Durante esta vorágine de reformas legislativas se modificaron también cinco leyes con la intención de ampliar el alcance del delito de terrorismo. Lo grave de estas reformas, que ahora están en manos de los senadores, es que el uso discrecional de estos ordenamientos repercute indirectamente en los derechos de las personas y colectivos que se manifiestan, pues la terminología ambigua que emplean haría posible que se consideren como delitos asociados a terrorismo las acciones legítimas de protesta social.
Por otro lado, la propuesta del Código Nacional de Procedimiento Penales incluyó cláusulas relativas a la intervención de comunicaciones privadas, retención de datos y localización geográfica a través de dispositivos móviles, sin que se cuente con la debida autorización de un juez. Es decir, que se puede someter a investigación a una persona sin que necesariamente se le instruya un proceso judicial aceptable.
Pareciera que ninguna de estas acciones legislativas tuviera relación, pero lamentablemente no es así. El gobierno construye un entramado legal para legitimar la criminalización de la protesta social y, más aún, para acallar las voces que denuncien el autoritarismo que nos imponen de manera evidente. Asimismo, en el Distrito Federal, que por mucho tiempo ha sido el lugar de debates públicos sobre temas de interés nacional, se pretende también hacer reformas al Código Penal local. Se presiona en efecto para modificar artículos de este ordenamiento, con lo que nuevamente se propiciaría penalizar de manera desproporcionada a manifestantes, y se daría libre curso al uso excesivo de la fuerza, abriendo la posibilidad para que de manera arbitraria los cuerpos de seguridad incriminen a los manifestantes.
La modificación, ya objetada técnicamente por la Comisión de Derechos Humanos del Distrito Federal, busca penalizar ultrajes y ataques a las autoridades, así como daños a propiedades en contextos de manifestaciones públicas. El Gobierno del Distrito Federal devolvió ya estas reformas, pues ponen en riesgo derechos de las personas que habitan y transitan por la ciudad, aunque por otro lado se muestra reticente a modificar protocolos de seguridad pública, o a cumplir recomendaciones en materia de derechos humanos asociadas con el derecho a la protesta.
Este panorama nos confirma que el actual régimen pretende a toda costa llevar al campo judicial las luchas sociales. Es, pues, alarmante que los poderes de la Unión muestren gran insensibilidad ante los mecanismos de protesta con los que cuenta la población, y se muestren en cambio omisos en aceptar que los derechos humanos se conquistaron a través de procesos de exigibilidad de la misma sociedad. Es, por tanto, inaudito que antes de reconocer las fallas estructurales e institucionales para su plena garantía, se establezcan instrumentos y mecanismos inhibitorios y represivos de la participación ciudadana, fundamental en la conformación de un país democrático.
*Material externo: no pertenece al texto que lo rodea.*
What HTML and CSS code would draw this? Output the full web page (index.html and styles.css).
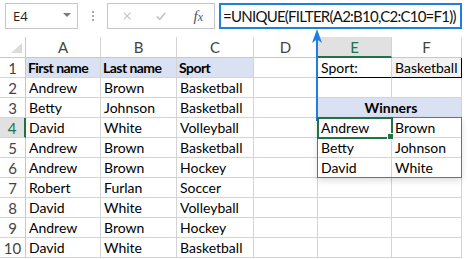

Este entramado de reformas y aprobación de leyes secundarias hace posible pensar que estemos próximos a un Estado represor legalizado, a pesar de todas las retóricas en contrario. Es decir, que apegado al objetivo del rechazo al disenso, busca legislar, ejecutar y juzgar según sus propios intereses, sin tomar en cuenta los de las mayorías. Un Estado que de manera paulatina institucionaliza la censura y la mordaza, mediante la excepcionalidad del derecho penal, la interpretación restrictiva de los derechos humanos, la arbitrariedad en la vigilancia de los ciudadanos, y el uso excesivo de la fuerza.